**EXERCISE:** Search the listing below for the string "React" and show each line that contains it.

_____

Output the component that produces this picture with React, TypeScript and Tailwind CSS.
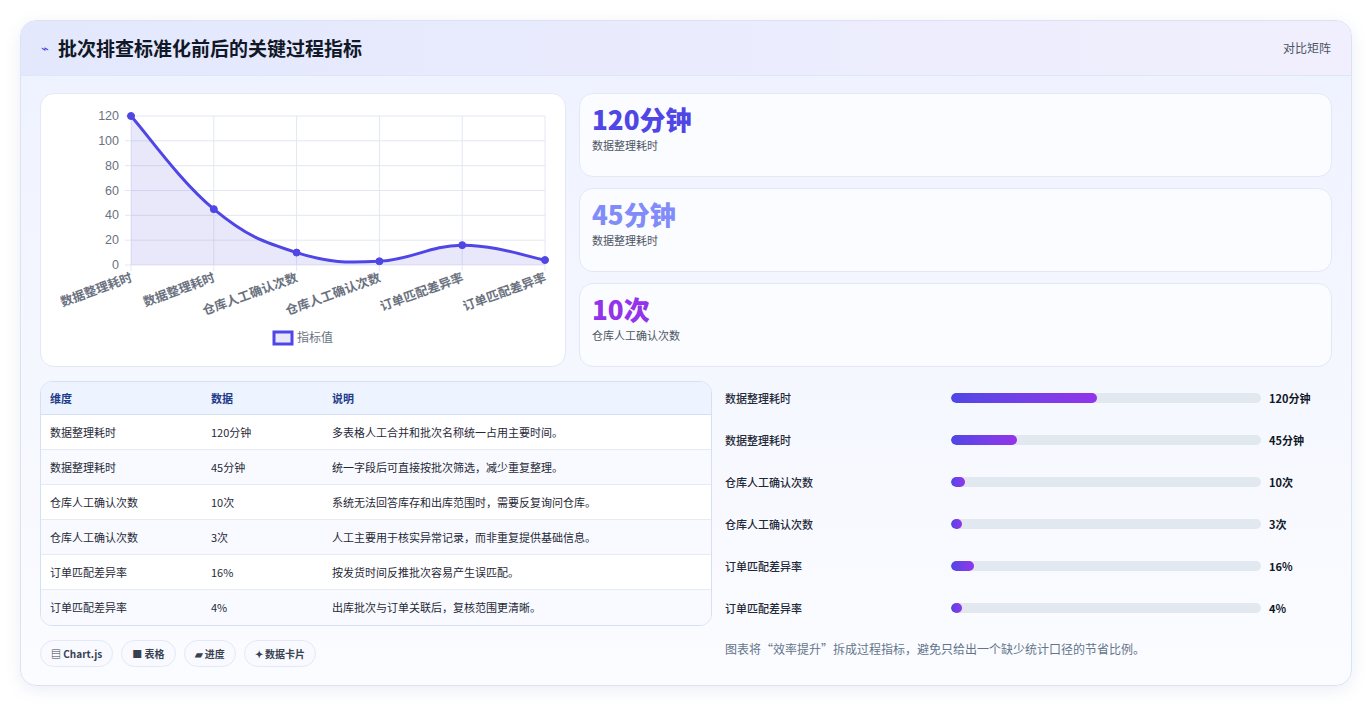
import React from "react";

const vals = [120, 45, 10, 3, 16, 4];
const labels = ["数据整理耗时", "数据整理耗时", "仓库人工确认次数", "仓库人工确认次数", "订单匹配差异率", "订单匹配差异率"];
const X0 = 90, X1 = 504, Y0 = 171, Y1 = 22;
const xs = vals.map((_, i) => X0 + ((X1 - X0) / 5) * i);
const ys = vals.map((v) => Y0 - ((Y0 - Y1) * v) / 120);

function curve() {
  let d = `M${xs[0]},${ys[0]}`;
  const t = 0.4;
  for (let i = 0; i < 5; i++) {
    const p0x = xs[Math.max(i - 1, 0)], p0y = ys[Math.max(i - 1, 0)];
    const p3x = xs[Math.min(i + 2, 5)], p3y = ys[Math.min(i + 2, 5)];
    const c1x = xs[i] + ((xs[i + 1] - p0x) * t) / 2;
    const c1y = ys[i] + ((ys[i + 1] - p0y) * t) / 2;
    const c2x = xs[i + 1] - ((p3x - xs[i]) * t) / 2;
    const c2y = Math.min(Y0, ys[i + 1] - ((p3y - ys[i]) * t) / 2);
    d += ` C${c1x},${c1y} ${c2x},${c2y} ${xs[i + 1]},${ys[i + 1]}`;
  }
  return d;
}

function Chart() {
  const d = curve();
  return (
    <svg width="525" height="273" className="block" style={{ fontFamily: "'Liberation Sans','Noto Sans CJK SC',sans-serif" }}>
      {[0, 20, 40, 60, 80, 100, 120].map((v) => {
        const y = Y0 - ((Y0 - Y1) * v) / 120;
        return (
          <g key={v}>
            <line x1={X0 - 6} x2={X1} y1={y} y2={y} stroke="#e2e8f0" />
            <text x={78} y={y + 4} textAnchor="end" fontSize="12.5" fill="#6b7280">{v}</text>
          </g>
        );
      })}
      {xs.map((x, i) => (
        <line key={i} x1={x} x2={x} y1={Y1} y2={Y0 + 6} stroke="#e2e8f0" />
      ))}
      <path d={`${d} L${X1},${Y0} L${X0},${Y0} Z`} fill="rgba(99,91,230,0.14)" />
      <path d={d} fill="none" stroke="#4f46e5" strokeWidth="3" />
      {xs.map((x, i) => (
        <circle key={i} cx={x} cy={ys[i]} r="3.5" fill="#4f46e5" stroke="#4f46e5" />
      ))}
      {xs.map((x, i) => (
        <text key={i} transform={`translate(${x + 2},${Y0 + 16}) rotate(-20)`} textAnchor="end" fontSize="12.5" fontWeight="600" fill="#6b7280" style={{ fontFamily: "'Noto Sans CJK SC',sans-serif" }}>{labels[i]}</text>
      ))}
      <rect x="233" y="238" width="18" height="12" fill="rgba(99,91,230,0.14)" stroke="#4f46e5" strokeWidth="3" />
      <text x="256" y="248" fontSize="12" fill="#6b7280" style={{ fontFamily: "'Noto Sans CJK SC',sans-serif" }}>指标值</text>
    </svg>
  );
}

const stats = [
  { v: "120分钟", l: "数据整理耗时", c: "text-[#4f46e5]" },
  { v: "45分钟", l: "数据整理耗时", c: "text-[#818cf8]" },
  { v: "10次", l: "仓库人工确认次数", c: "text-[#9333ea]" },
];

const rows = [
  ["数据整理耗时", "120分钟", "多表格人工合并和批次名称统一占用主要时间。"],
  ["数据整理耗时", "45分钟", "统一字段后可直接按批次筛选，减少重复整理。"],
  ["仓库人工确认次数", "10次", "系统无法回答库存和出库范围时，需要反复询问仓库。"],
  ["仓库人工确认次数", "3次", "人工主要用于核实异常记录，而非重复提供基础信息。"],
  ["订单匹配差异率", "16%", "按发货时间反推批次容易产生误匹配。"],
  ["订单匹配差异率", "4%", "出库批次与订单关联后，复核范围更清晰。"],
];
const fills = [146, 66, 14, 11, 23, 11];

export default function App() {
  return (
    <div className="w-[1372px] h-[706px] bg-white p-[20px] pb-[20px]" style={{ fontFamily: "'Noto Sans CJK SC','Noto Sans',sans-serif" }}>
      <div className="h-[666px] rounded-[16px] border border-[#dbe3f3] bg-gradient-to-b from-[#eef2ff] to-[#fbfcff] shadow-[0_4px_16px_rgba(100,116,180,0.12)] overflow-hidden flex flex-col">
        <div className="h-[55px] shrink-0 flex items-center justify-between px-[20px] bg-gradient-to-r from-[#e3e8fd] to-[#f1effd] border-b border-[#dfe6f6]">
          <div className="flex items-center gap-[9px]">
            <span className="text-[#4f46e5] text-[13px]">⌁</span>
            <span className="text-[19px] font-bold text-[#111827]">批次排查标准化前后的关键过程指标</span>
          </div>
          <span className="text-[12px] text-[#4b5563]">对比矩阵</span>
        </div>
        <div className="flex-1 px-[19px] pt-[17px] flex flex-col">
          <div className="flex gap-[13px] h-[274px]">
            <div className="w-[526px] shrink-0 rounded-[14px] border border-[#e2e8f5] bg-white overflow-hidden">
              <Chart />
            </div>
            <div className="flex-1 flex flex-col gap-[11px]">
              {stats.map((s, i) => (
                <div key={i} className="flex-1 rounded-[14px] border border-[#e2e8f5] bg-[#fbfcff] px-[12px] pt-[9px]">
                  <div className={`text-[26px] font-extrabold leading-[32px] ${s.c}`}>{s.v}</div>
                  <div className="text-[11px] text-[#4b5563] mt-[2px]">{s.l}</div>
                </div>
              ))}
            </div>
          </div>
          <div className="flex gap-[13px] mt-[14px]">
            <div className="w-[672px] shrink-0">
              <div className="rounded-[12px] border border-[#d6e0f0] overflow-hidden bg-white">
                <div className="h-[33px] flex items-center bg-[#eef4ff] border-b border-[#d6e0f0] text-[11px] font-semibold text-[#1e3a8a]">
                  <div className="w-[170px] pl-[9px]">维度</div>
                  <div className="w-[121px]">数据</div>
                  <div>说明</div>
                </div>
                {rows.map((r, i) => (
                  <div key={i} className={`h-[35px] flex items-center text-[11px] text-[#1f2937] ${i < 5 ? "border-b border-[#e5eaf3]" : ""} ${i % 2 ? "bg-[#f8faff]" : "bg-white"}`}>
                    <div className="w-[170px] pl-[9px]">{r[0]}</div>
                    <div className="w-[121px]">{r[1]}</div>
                    <div>{r[2]}</div>
                  </div>
                ))}
              </div>
              <div className="flex gap-[8px] mt-[14px]">
                {["▤ Chart.js", "■ 表格", "▰ 进度", "✦ 数据卡片"].map((t) => (
                  <span key={t} className="h-[27px] px-[10px] rounded-full border border-[#e2e8f5] bg-[#f8faff] text-[10px] font-semibold text-[#374151] flex items-center">{t}</span>
                ))}
              </div>
            </div>
            <div className="flex-1 flex flex-col -mt-[4px]">
              {rows.map((r, i) => (
                <div key={i} className="h-[42px] flex items-center">
                  <div className="w-[226px] text-[11px] font-medium text-[#1f2937]">{r[0]}</div>
                  <div className="w-[310px] h-[10px] rounded-full bg-[#e2e8f0] overflow-hidden">
                    <div className="h-full rounded-full bg-gradient-to-r from-[#4f46e5] to-[#9333ea]" style={{ width: fills[i] }} />
                  </div>
                  <div className="ml-[8px] text-[11px] font-bold text-[#111827]">{r[1]}</div>
                </div>
              ))}
              <div className="mt-[11px] text-[12px] text-[#64748b]">图表将“效率提升”拆成过程指标，避免只给出一个缺少统计口径的节省比例。</div>
            </div>
          </div>
        </div>
      </div>
    </div>
  );
}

_____

**WRITTEN ANSWER:**
Output the component that produces this picture with React, TypeScript and Tailwind CSS.
import React from "react";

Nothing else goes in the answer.